The TOML configuration format is weak and it's easy for things like namespaces and features and optional dependencies to get severely complex rather quickly to the point that it's easy to introduce subtle bugs or create a fragile configuration.

The requirement to use semver, which may work for a lot of projects, but is not necessarily the best when dealing with software that deals with regulatory compliance issues. The version number is sometimes a product of multiple considerations. Unless you want to publish a page that helps users understand how versions map onto regulatory calendars.

The fact that "semver tricks" even exist.

The cache is poorly designed and what you get by default lacks several important features that require third party crates to solve. Even basic things like safely clearing the cache or sharing the cache across workspaces. Last I looked there were some unstable cargo features which spoke to this but weren't finished yet.

The way resolution works. The fact that multiple different versions of the same crate can be pulled into your build without any warning during build. You have to stay on top of that yourself and given the depth of some dependency trees I find that this gets skipped entirely in a lot of released software.

Registries outside of crates.io are hard to implement and have several specific challenges that limit the utility of even using this feature.

This is just cargo. The entire language and ecosystem simply aren't ready for primetime. It works for distributing software in limited circumstances but is overall of very low quality when compared to other build systems and user expectations surrounding their distributions and how software is installed into them.

Which are all solvable problems. Unfortunately the Rust community generally seems to see itself as beyond these problems and does not dedicate any significant effort into solving them. Which is fine, but, also means saying you want to push Rust to be "foundational" is an absurd statement to me. Hence "cart always before the horse."

Finally, as demonstrated here, the Rust community simply cannot handle any criticism. Which is probably why they ignore the "foundational issues" in their language. It's become an echo chamber of mostly bad ideas. You don't have a systems language in Rust, you have a niche application language, which is simply not worth the effort to use in my opinion.

Which is an honest opinion. Flag me and downvote me if you want, although I don't see how what I did here was particularly rude or disruptive, just opinionated. I had the "wrong" opinions I guess. So I will not waste further time contributing to this discussion and the rustacieans can go back to ignoring all outside influence while existing in their niche. Just don't ask yourself "why don't more people use Rust?" We keep trying to tell you. You said you want a "foundational" language. This is part of that.

anyways....



> Unless you want to publish a page that helps users understand how versions map onto regulatory calendars.

Why would a changelog/release log with dates not work?

> The fact that "semver tricks" even exist.

How would you propose to solve the problem semver-trick solves, then?

> The way resolution works. The fact that multiple different versions of the same crate can be pulled into your build without any warning during build.

What would your preferred solution be if you/your dependencies depend on incompatible versions of a library?

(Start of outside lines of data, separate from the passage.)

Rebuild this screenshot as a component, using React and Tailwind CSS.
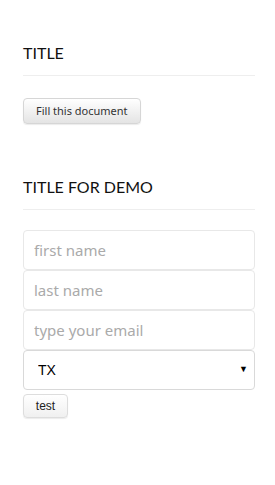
import React from 'react';

const Field = ({ placeholder }) => (
  <input
    type="text"
    placeholder={placeholder}
    className="block w-full h-10 rounded border border-[#e8e8e8] bg-white px-[10px] font-['Noto_Sans',sans-serif] text-[15px] text-[#333] placeholder:text-[#aaa] outline-none"
  />
);

export default function App() {
  return (
    <div className="min-h-[485px] bg-white pl-[23px] pr-[20px] pt-[44px] font-['Noto_Sans',sans-serif]">
      <section>
        <h2 className="font-['Lato',sans-serif] text-[16px] leading-[18px] text-[#111] pb-[13px] border-b border-[#eee]">
          TITLE
        </h2>
        <button className="mt-[22px] h-[26px] px-3 rounded-sm border border-[#d6d6d6] bg-gradient-to-b from-white to-[#e4e4e4] text-[11px] text-[#333] shadow-[0_1px_1px_rgba(0,0,0,0.08)]">
          Fill this document
        </button>
      </section>

      <section className="mt-[54px]">
        <h2 className="font-['Lato',sans-serif] text-[16px] leading-[18px] text-[#111] pb-[13px] border-b border-[#eee]">
          TITLE FOR DEMO
        </h2>
        <form className="mt-[20px] flex flex-col items-start" onSubmit={(e) => e.preventDefault()}>
          <Field placeholder="first name" />
          <Field placeholder="last name" />
          <Field placeholder="type your email" />
          <div className="relative w-full">
            <select
              defaultValue="TX"
              className="block w-full h-10 appearance-none rounded border border-[#d9d9d9] bg-white pl-[14px] font-['Liberation_Sans',Arial,sans-serif] text-[14px] text-black outline-none"
            >
              <option value="TX">TX</option>
              <option value="CA">CA</option>
              <option value="NY">NY</option>
            </select>
            <span className="pointer-events-none absolute right-[7px] top-[13px] font-['Liberation_Sans',Arial,sans-serif] text-[9px] text-black">
              ▼
            </span>
          </div>
          <button
            type="submit"
            className="mt-1 h-[24px] w-[45px] rounded-sm border border-[#ddd] bg-gradient-to-b from-white to-[#f0f0f0] font-['Liberation_Sans',Arial,sans-serif] text-[12px] text-[#222] shadow-[0_1px_1px_rgba(0,0,0,0.08)]"
          >
            test
          </button>
        </form>
      </section>
    </div>
  );
}
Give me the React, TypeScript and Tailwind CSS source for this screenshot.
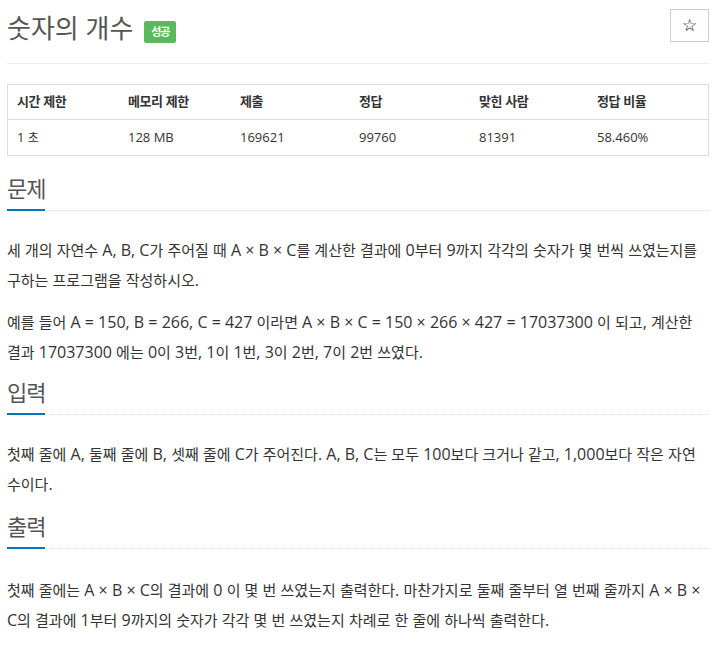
import React from "react";

const HANGUL = /([\uAC00-\uD7A3\u3131-\u318E]+)/;

function T({ t, k }: { t: string; k: string }) {
  const parts = t.split(HANGUL);
  return (
    <>
      {parts.map((s, i) =>
        HANGUL.test(s) ? (
          <span key={i} className={k}>
            {s}
          </span>
        ) : (
          <React.Fragment key={i}>{s}</React.Fragment>
        )
      )}
    </>
  );
}

const BODY_K = "text-[15px]";

function Line({ t }: { t: string }) {
  return (
    <div className="whitespace-nowrap">
      <T t={t} k={BODY_K} />
    </div>
  );
}

function Heading({ title, className }: { title: string; className: string }) {
  return (
    <div className={"flex border-b border-dotted border-[#ddd] " + className}>
      <span className="inline-block -mb-[1px] border-b-[2px] border-[#0076c0] pb-[9px] text-[22px] leading-[24px] tracking-[-1px] text-[#555]">
        {title}
      </span>
    </div>
  );
}

const headers = ["시간 제한", "메모리 제한", "제출", "정답", "맞힌 사람", "정답 비율"];
const values = ["1 초", "128 MB", "169621", "99760", "81391", "58.460%"];

export default function App() {
  return (
    <div className="min-h-[655px] w-[716px] bg-white px-[7px] font-['Open_Sans','Noto_Sans_CJK_KR',sans-serif] text-[#333]">
      <div className="flex h-[64px] items-start justify-between border-b border-[#eee]">
        <div className="mt-[8px] flex h-[40px] items-center gap-[11px]">
          <h1 className="text-[26px] leading-[40px] font-normal text-[#555]">
            <T t="숫자의 개수" k="tracking-[0px]" />
          </h1>
          <span className="mt-[8px] flex h-[22px] w-[32px] items-center justify-center rounded-[2px] bg-[#5cb85c] text-[11px] font-bold text-white">
            <T t="성공" k="tracking-[-1px]" />
          </span>
        </div>
        <button className="mt-[9px] flex h-[33px] w-[39px] items-center justify-center border border-[#ccc] bg-white font-['DejaVu_Sans',sans-serif] text-[17px] text-black">
          ☆
        </button>
      </div>

      <div className="mt-[20px] border border-[#ddd]">
        <div className="grid h-[35px] grid-cols-[111px_112px_119px_120px_118px_1fr] items-center border-b border-[#ddd] text-[13px] font-bold text-[#333]">
          {headers.map((h) => (
            <div key={h} className="pl-[9px]">
              <T t={h} k="tracking-[-0.5px]" />
            </div>
          ))}
        </div>
        <div className="grid h-[35px] grid-cols-[111px_112px_119px_120px_118px_1fr] items-center text-[13px] text-[#333]">
          {values.map((v) => (
            <div key={v} className="pl-[9px]">
              <T t={v} k="text-[12px] tracking-[-0.5px]" />
            </div>
          ))}
        </div>
      </div>

      <Heading title="문제" className="mt-[20px]" />
      <div className="mt-[24px] text-[16px] leading-[30px]">
        <Line t="세 개의 자연수 A, B, C가 주어질 때 A × B × C를 계산한 결과에 0부터 9까지 각각의 숫자가 몇 번씩 쓰였는지를" />
        <Line t="구하는 프로그램을 작성하시오." />
      </div>
      <div className="mt-[12px] text-[16px] leading-[30px]">
        <Line t="예를 들어 A = 150, B = 266, C = 427 이라면 A × B × C = 150 × 266 × 427 = 17037300 이 되고, 계산한" />
        <Line t="결과 17037300 에는 0이 3번, 1이 1번, 3이 2번, 7이 2번 쓰였다." />
      </div>

      <Heading title="입력" className="mt-[13px]" />
      <div className="mt-[24px] text-[16px] leading-[30px]">
        <Line t="첫째 줄에 A, 둘째 줄에 B, 셋째 줄에 C가 주어진다. A, B, C는 모두 100보다 크거나 같고, 1,000보다 작은 자연" />
        <Line t="수이다." />
      </div>

      <Heading title="출력" className="mt-[15px]" />
      <div className="mt-[26px] text-[16px] leading-[30px]">
        <Line t="첫째 줄에는 A × B × C의 결과에 0 이 몇 번 쓰였는지 출력한다. 마찬가지로 둘째 줄부터 열 번째 줄까지 A × B ×" />
        <Line t="C의 결과에 1부터 9까지의 숫자가 각각 몇 번 쓰였는지 차례로 한 줄에 하나씩 출력한다." />
      </div>
    </div>
  );
}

> It works for distributing software in limited circumstances but is overall of very low quality when compared to other build systems and user expectations surrounding their distributions and how software is installed into them.

What are some better build systems you think Cargo devs might want to learn from?

> Finally, as demonstrated here, the Rust community simply cannot handle any criticism.

I suspect your comment might have done better if not for the last two sentences. At least from what I've seen Rust criticism on HN does just fine, especially if explained thoroughly. Insults fare somewhat less well.


Some of your points are somewhat valid but none of this is that big a deal. With most Rust projects cargo build just works out of the box. The uniformity of experience is very high value.

> It works for distributing software in limited circumstances

I don't know what that means.

> You don't have a systems language in Rust, you have a niche application language

Okay.

> which is simply not worth the effort to use in my opinion.

You're welcome to hold that belief. Meanwhile I'll continue to build systems software in Rust that delivers real value to real users in ways that are impracticable or impossible in any other language.